### Information provided
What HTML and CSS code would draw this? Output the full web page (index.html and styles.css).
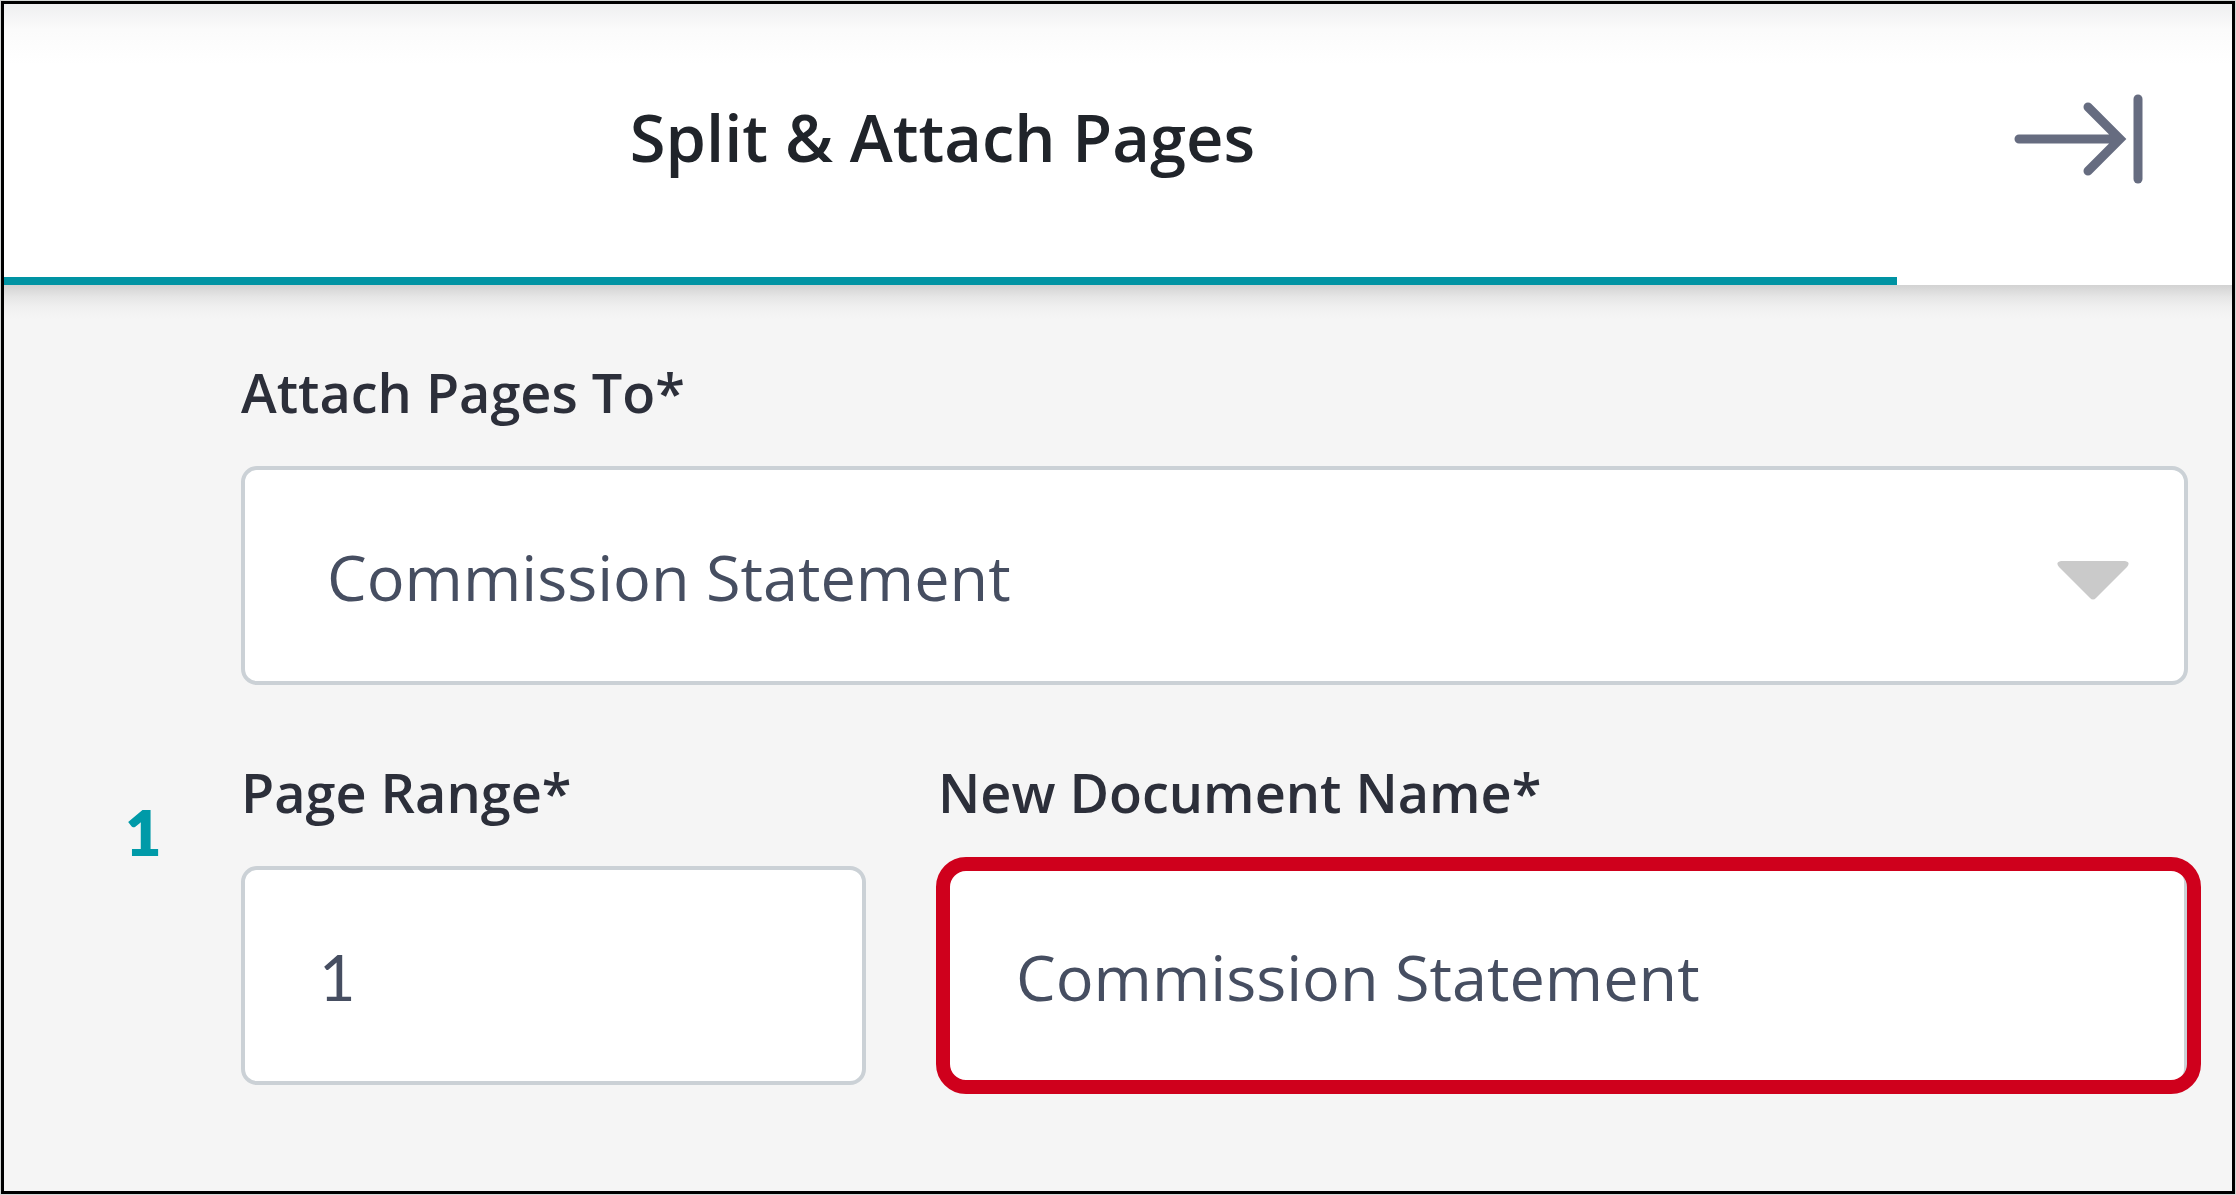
FILE: index.html
```html
<!DOCTYPE html>
<html lang="en">
<head>
    <meta charset="utf-8">
    <title>Split &amp; Attach Pages</title>
    <link rel="stylesheet" href="styles.css">
</head>
<body>
    <div class="panel">
        <header class="panel-header">
            <h1 class="tab">Split &amp; Attach Pages</h1>
            <button class="collapse" type="button" aria-label="Collapse panel">
                <svg width="136" height="100" viewBox="0 0 136 100" fill="none" stroke="#666c80" stroke-width="9" stroke-linecap="round">
                    <path d="M9 50H108M78 18L110 50L78 82"/>
                    <path d="M128 10V90"/>
                </svg>
            </button>
        </header>

        <form class="split-form">
            <div class="field attach-to">
                <label for="attachTo">Attach Pages To*</label>
                <div class="select-wrap">
                    <select id="attachTo">
                        <option>Commission Statement</option>
                    </select>
                    <svg class="arrow" width="72" height="40" viewBox="0 0 72 40">
                        <path d="M4 0H68Q74 1 70 6L39 37Q36 40 33 37L2 6Q-2 1 4 0Z" fill="#cacaca"/>
                    </svg>
                </div>
            </div>

            <span class="row-number">1</span>
            <div class="field">
                <label for="pageRange">Page Range*</label>
                <input type="text" class="range" id="pageRange" value="1">
            </div>
            <div class="field">
                <label for="docName">New Document Name*</label>
                <div class="highlight">
                    <input type="text" id="docName" value="Commission Statement">
                </div>
            </div>
        </form>
    </div>
</body>
</html>
```
FILE: styles.css
```css
* {
    margin: 0;
    padding: 0;
    box-sizing: border-box;
}
body {
    padding: 1px;
    background: #d5d8d7;
    color: #2c2f3a;
    font-family: "Open Sans", sans-serif;
}
.panel {
    min-height: calc(100vh - 2px);
    border: 3px solid #000;
    background: #f5f5f5;
}
.panel-header {
    display: flex;
    height: 281px;
    background: linear-gradient(#eeeff0, #fbfbfb 26px, #fff 60px);
}
.tab {
    flex: 1;
    padding-right: 16px;
    border-bottom: 8px solid #0093a3;
    color: #20242a;
    font-size: 65px;
    font-weight: 600;
    line-height: 266px;
    text-align: center;
}
.collapse {
    display: flex;
    align-items: center;
    justify-content: flex-end;
    width: 335px;
    padding-right: 86px;
    padding-bottom: 12px;
    border: none;
    background: none;
    cursor: pointer;
}
.split-form {
    display: grid;
    grid-template-columns: 44px 1fr 2fr;
    gap: 75px 72px;
    padding: 75px 44px 75px 121px;
    /* shadow cast by the header */
    background: linear-gradient(#d2d2d2, #e6e6e6 12px, #f0f0f0 22px, #f5f5f5 34px);
}
.field {
    display: flex;
    flex-direction: column;
    gap: 42px;
}
.attach-to {
    grid-column: 2 / 4;
}
label {
    font-size: 54px;
    font-weight: 600;
    line-height: 64px;
}
input, select {
    display: block;
    width: 100%;
    height: 219px;
    padding: 2px 74px 0;
    border: 4px solid #cbd1d6;
    border-radius: 16px;
    background: #fff;
    color: #464e61;
    font-family: inherit;
    font-size: 63px;
}
select {
    appearance: none;
    padding: 2px 160px 0 82px;
}
.range, .row-number {
    font-family: Lato, sans-serif;
}
.select-wrap, .highlight {
    position: relative;
}
.arrow {
    position: absolute;
    top: 95px;
    right: 59px;
    pointer-events: none;
}
/* red frame round the field to fill in */
.highlight::after {
    content: "";
    position: absolute;
    inset: -9px -13px -9px -2px;
    border: 14px solid #cf001c;
    border-radius: 30px;
    pointer-events: none;
}
.row-number {
    margin-top: 36px;
    color: #009aa8;
    font-size: 63px;
    font-weight: 800;
    line-height: 72px;
}
```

### Goal
Go through the listing above and write it out again exactly, dropping the pictures.

### Written solution
What HTML and CSS code would draw this? Output the full web page (index.html and styles.css).
FILE: index.html
```html
<!DOCTYPE html>
<html lang="en">
<head>
    <meta charset="utf-8">
    <title>Split &amp; Attach Pages</title>
    <link rel="stylesheet" href="styles.css">
</head>
<body>
    <div class="panel">
        <header class="panel-header">
            <h1 class="tab">Split &amp; Attach Pages</h1>
            <button class="collapse" type="button" aria-label="Collapse panel">
                <svg width="136" height="100" viewBox="0 0 136 100" fill="none" stroke="#666c80" stroke-width="9" stroke-linecap="round">
                    <path d="M9 50H108M78 18L110 50L78 82"/>
                    <path d="M128 10V90"/>
                </svg>
            </button>
        </header>

        <form class="split-form">
            <div class="field attach-to">
                <label for="attachTo">Attach Pages To*</label>
                <div class="select-wrap">
                    <select id="attachTo">
                        <option>Commission Statement</option>
                    </select>
                    <svg class="arrow" width="72" height="40" viewBox="0 0 72 40">
                        <path d="M4 0H68Q74 1 70 6L39 37Q36 40 33 37L2 6Q-2 1 4 0Z" fill="#cacaca"/>
                    </svg>
                </div>
            </div>

            <span class="row-number">1</span>
            <div class="field">
                <label for="pageRange">Page Range*</label>
                <input type="text" class="range" id="pageRange" value="1">
            </div>
            <div class="field">
                <label for="docName">New Document Name*</label>
                <div class="highlight">
                    <input type="text" id="docName" value="Commission Statement">
                </div>
            </div>
        </form>
    </div>
</body>
</html>
```
FILE: styles.css
```css
* {
    margin: 0;
    padding: 0;
    box-sizing: border-box;
}
body {
    padding: 1px;
    background: #d5d8d7;
    color: #2c2f3a;
    font-family: "Open Sans", sans-serif;
}
.panel {
    min-height: calc(100vh - 2px);
    border: 3px solid #000;
    background: #f5f5f5;
}
.panel-header {
    display: flex;
    height: 281px;
    background: linear-gradient(#eeeff0, #fbfbfb 26px, #fff 60px);
}
.tab {
    flex: 1;
    padding-right: 16px;
    border-bottom: 8px solid #0093a3;
    color: #20242a;
    font-size: 65px;
    font-weight: 600;
    line-height: 266px;
    text-align: center;
}
.collapse {
    display: flex;
    align-items: center;
    justify-content: flex-end;
    width: 335px;
    padding-right: 86px;
    padding-bottom: 12px;
    border: none;
    background: none;
    cursor: pointer;
}
.split-form {
    display: grid;
    grid-template-columns: 44px 1fr 2fr;
    gap: 75px 72px;
    padding: 75px 44px 75px 121px;
    /* shadow cast by the header */
    background: linear-gradient(#d2d2d2, #e6e6e6 12px, #f0f0f0 22px, #f5f5f5 34px);
}
.field {
    display: flex;
    flex-direction: column;
    gap: 42px;
}
.attach-to {
    grid-column: 2 / 4;
}
label {
    font-size: 54px;
    font-weight: 600;
    line-height: 64px;
}
input, select {
    display: block;
    width: 100%;
    height: 219px;
    padding: 2px 74px 0;
    border: 4px solid #cbd1d6;
    border-radius: 16px;
    background: #fff;
    color: #464e61;
    font-family: inherit;
    font-size: 63px;
}
select {
    appearance: none;
    padding: 2px 160px 0 82px;
}
.range, .row-number {
    font-family: Lato, sans-serif;
}
.select-wrap, .highlight {
    position: relative;
}
.arrow {
    position: absolute;
    top: 95px;
    right: 59px;
    pointer-events: none;
}
/* red frame round the field to fill in */
.highlight::after {
    content: "";
    position: absolute;
    inset: -9px -13px -9px -2px;
    border: 14px solid #cf001c;
    border-radius: 30px;
    pointer-events: none;
}
.row-number {
    margin-top: 36px;
    color: #009aa8;
    font-size: 63px;
    font-weight: 800;
    line-height: 72px;
}
```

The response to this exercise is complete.